Anfang Januar wurde dem Berliner Landesverband der AfD ein Gutachten des Berliner Verfassungsschutzes zugespielt. Darin hieß es sinngemäß, dass der Landesverband nicht als Verdachtsfall eingestuft werden kann, weil der Einfluss von „völkisch-nationalen Parteimitgliedern“ gering sei. Berlins Innensenator ließ darauf erklären, dass es sich nicht um den offiziellen Bericht handele, sondern um einen Zwischenbericht gehandelt habe.
Wie wichtig es für die AfD ist, nicht offiziell als rechtsextrem und nationalistisch bezeichnet zu werden zeigt auch eine Erklärung die beim Bundesparteitag in Kalkar im November letzten Jahres veröffentlicht wurde. Darin erklärte die AfD, dass man „alle Menschen als Deutsche betrachtet, die die deutsche Staatsbürgerschaft haben, unabhängig vom Zeitpunkt der Einbürgerung.“ Damit verabschiedet sich die AfD zumindest nach außen von der völkischen Definition von Volk, wonach nur Menschen Deutsche sein können, die hier geboren sind und deren Vorfahren ebenfalls aus Deutschland stammen.
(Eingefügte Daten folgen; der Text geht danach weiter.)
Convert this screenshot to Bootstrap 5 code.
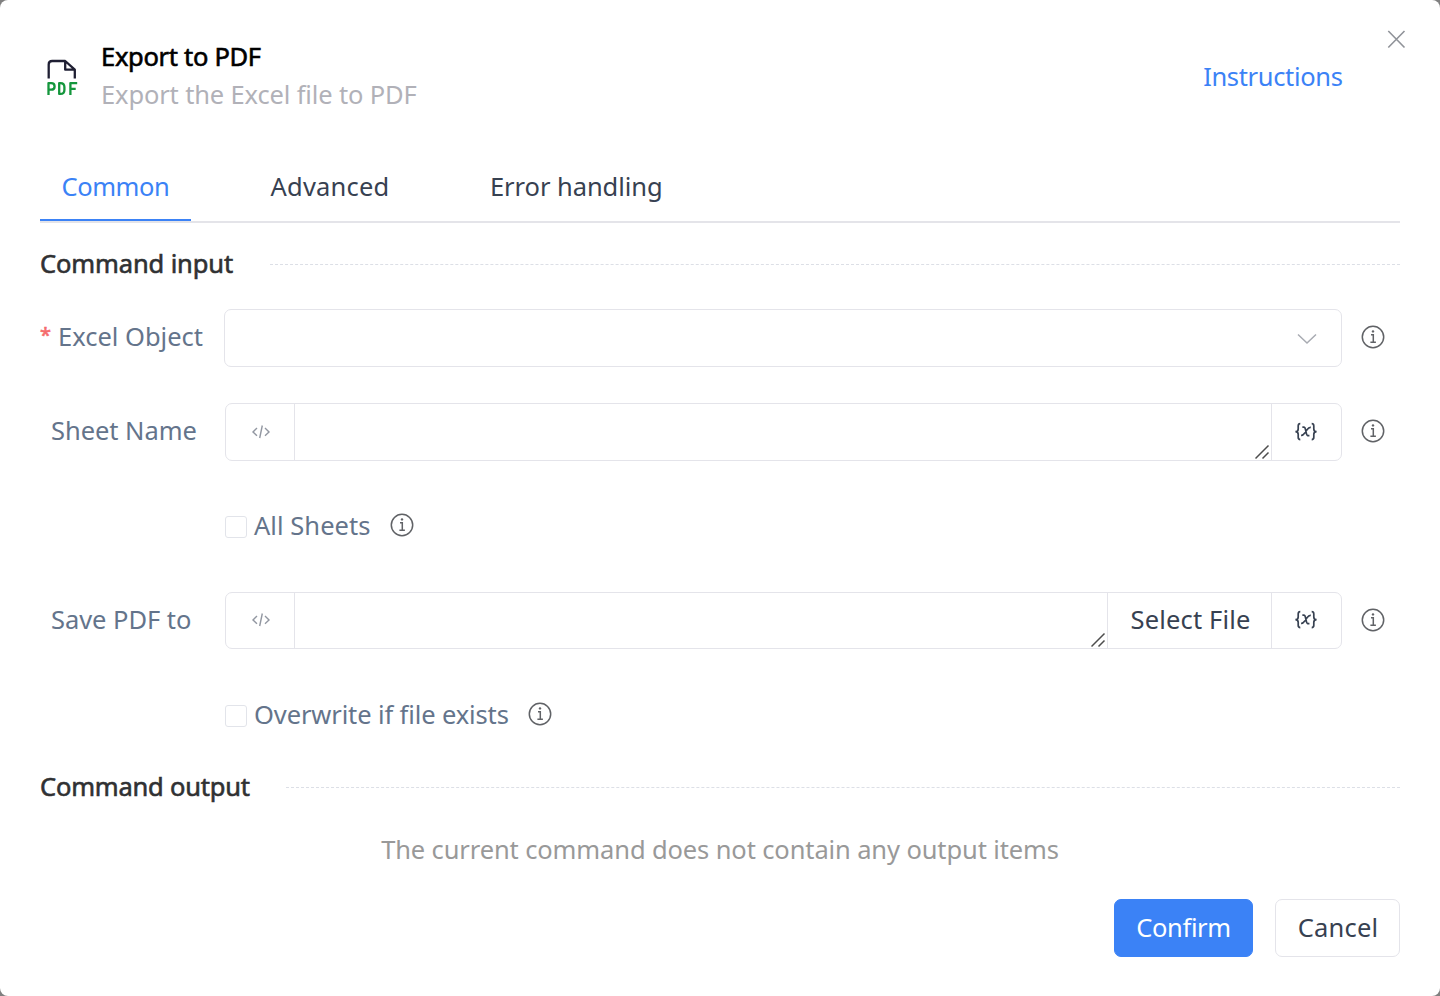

Obwohl die Erklärung von der gesamten Führung der AfD unterschrieben war ist es sehr fraglich, ob es mehr als ein taktischer Schachzug war.
Manchmal wird die Vermutung geäußert, dass die sich eher gemäßigte Menschen bei einer Beobachtung der AfD mit ihr solidarisieren könnten. Für die antifaschistische Auseinandersetzung mit der AfD sollte es völlig egal sein, wie der Verfassungsschutz die Partei einschätzt. Auch die angeblich gemäßigten Teile der Partei sind rassistisch und hetzen offen gegen Menschen, die nicht ihrem Weltbild entsprechen und wer sich mit ihnen solidarisiert, unterstützt RassistInnen.